Le gustaba la cocina y hasta acudió a los cursos de 'Telva' para aprender más: setas y cosas así. Pero no hacía falta tanto su sabor como su saber labriego. Modesto, humilde, rural, había nacido en Labros (Guadalajara, 1941), que ahora no llega a los 100 habitantes, y allí aceptó como herencia una casita que restauró. De ese pueblo o sobre ese pueblo nació 'La Gaznápira', una novela sensacional. Hizo del lenguaje de su tierra una tierra de encanto exclusivo e hizo a su vez de 'La Gaznápira' (un ave que se queda absorta en la contemplación de alrededor) un éxito no sólo editorial sino un producto de seducción para los que aman la personalidad del lenguaje. Porque ¿qué era en suma La Gaznápira sino un santuario del habla popular y un homenaje a quienes se entendían sobre el corazón de ese dialecto castellano?

La novela fue un éxito absoluto pero, a diferencia de los premiados con oro, Berlanga no aprovechó el tirón. Pocos años después de este logro, su mujer, Enriqueta Antolín, se hizo novelista de prestigio y Andrés abandonó su ascensión literaria para ponerse a disposición de cuanto necesitara Queti, a quien adoraba. Tanto la quería que tras decenas de años de matrimonio se envían amorosos mensajes cifrados en las páginas de anuncios por palabras del 'Abc'. No estoy seguro de que le gustara a él esta confidencia pero la pasión por Enriqueta desde que la vio con su melena pelirroja volando sobre un descapotado Citroën 2 caballos nunca tuvo fin. Casi nadie ha querido con tanta intensidad y extensión. Enriqueta confiaba absolutamente en Andrés y Andrés adoraba a Enriqueta.

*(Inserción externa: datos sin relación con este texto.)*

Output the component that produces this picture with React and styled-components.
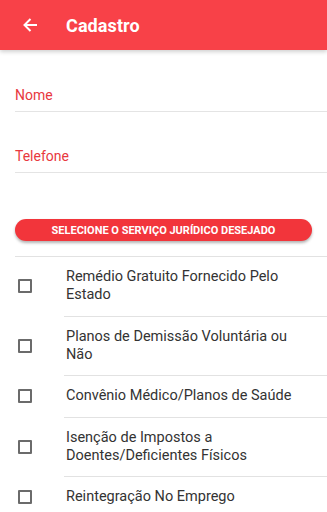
import React from "react";
import styled, { createGlobalStyle } from "styled-components";

const GlobalStyle = createGlobalStyle`
  html, body {
    margin: 0;
    padding: 0;
    background: #fff;
    font-family: Roboto, "Liberation Sans", sans-serif;
  }
`;

const services = [
  "Remédio Gratuito Fornecido Pelo Estado",
  "Planos de Demissão Voluntária ou Não",
  "Convênio Médico/Planos de Saúde",
  "Isenção de Impostos a Doentes/Deficientes Físicos",
  "Reintegração No Emprego",
];

export default function App() {
  return (
    <Page>
      <GlobalStyle />
      <AppBar>
        <BackButton aria-label="voltar">
          <svg width="16" height="16" viewBox="0 0 16 16">
            <path
              d="M15 8H2.5M8.5 2L2.5 8l6 6"
              fill="none"
              stroke="#fff"
              strokeWidth="2"
            />
          </svg>
        </BackButton>
        <Title>Cadastro</Title>
      </AppBar>

      <Form>
        <Field>
          <Label>Nome</Label>
        </Field>
        <Field>
          <Label>Telefone</Label>
        </Field>
      </Form>

      <ServiceButton>SELECIONE O SERVIÇO JURÍDICO DESEJADO</ServiceButton>

      <List>
        {services.map((s) => (
          <Item key={s}>
            <Check />
            <ItemText>{s}</ItemText>
          </Item>
        ))}
      </List>
    </Page>
  );
}

const Page = styled.div`
  width: 327px;
  height: 512px;
  overflow: hidden;
  background: #fff;
`;

const AppBar = styled.header`
  height: 50px;
  background: #f84148;
  display: flex;
  align-items: center;
  box-shadow: 0 2px 4px rgba(0, 0, 0, 0.18);
  position: relative;
  z-index: 1;
`;

const BackButton = styled.div`
  width: 16px;
  height: 16px;
  margin-left: 22px;
  display: flex;
`;

const Title = styled.h1`
  margin: 0 0 0 28px;
  color: #fff;
  font-size: 18px;
  font-weight: 700;
  letter-spacing: 0.1px;
`;

const Form = styled.div`
  display: flex;
  flex-direction: column;
  gap: 21px;
  padding: 22px 0 0 15px;
`;

const Field = styled.div`
  height: 39px;
  border-bottom: 1px solid #e4e4e4;
  display: flex;
  align-items: flex-start;
`;

const Label = styled.span`
  color: #e8383e;
  font-size: 14px;
  line-height: 18px;
  margin-top: 14px;
`;

const ServiceButton = styled.div`
  margin: 46px 15px 0 15px;
  height: 22px;
  border-radius: 11px;
  background: #f2353b;
  color: #fff;
  font-size: 11px;
  font-weight: 700;
  display: flex;
  align-items: center;
  justify-content: center;
  box-shadow: 0 2px 3px rgba(0, 0, 0, 0.3);
`;

const List = styled.div`
  margin-top: 15px;
  margin-left: 15px;
  border-top: 1px solid #e2e2e2;
`;

const Item = styled.div`
  display: flex;
  align-items: center;
  padding: 11.25px 20px 11.25px 0;
  box-sizing: border-box;

  & + & {
    border-top: 1px solid #e2e2e2;
    margin-left: 49px;
  }
  & + & > span:first-child {
    margin-left: -46px;
  }
`;

const Check = styled.span`
  width: 14px;
  height: 14px;
  box-sizing: border-box;
  border: 2px solid #6b6b6b;
  border-radius: 1px;
  margin-left: 3px;
  margin-right: 34px;
  flex-shrink: 0;
`;

const ItemText = styled.span`
  color: #333;
  font-size: 14.5px;
  line-height: 18px;
`;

Si se necesita algo más para hablar entusiasmado de una persona he aquí el complemento. Jamás quiso la primera fila literaria ni el centro del escenario que tuvo, por un tiempo, en sus manos. Se atuvo a sus deberes en la March y se mantuvo como un fiel y servicial amigo. Su mujer en la cima y los demás amigos en las anchas estribaciones de esa montaña tan fértil y verdadera como fue Andrés. Todos, en fin, desearíamos morir dejando esta memoria de yerba.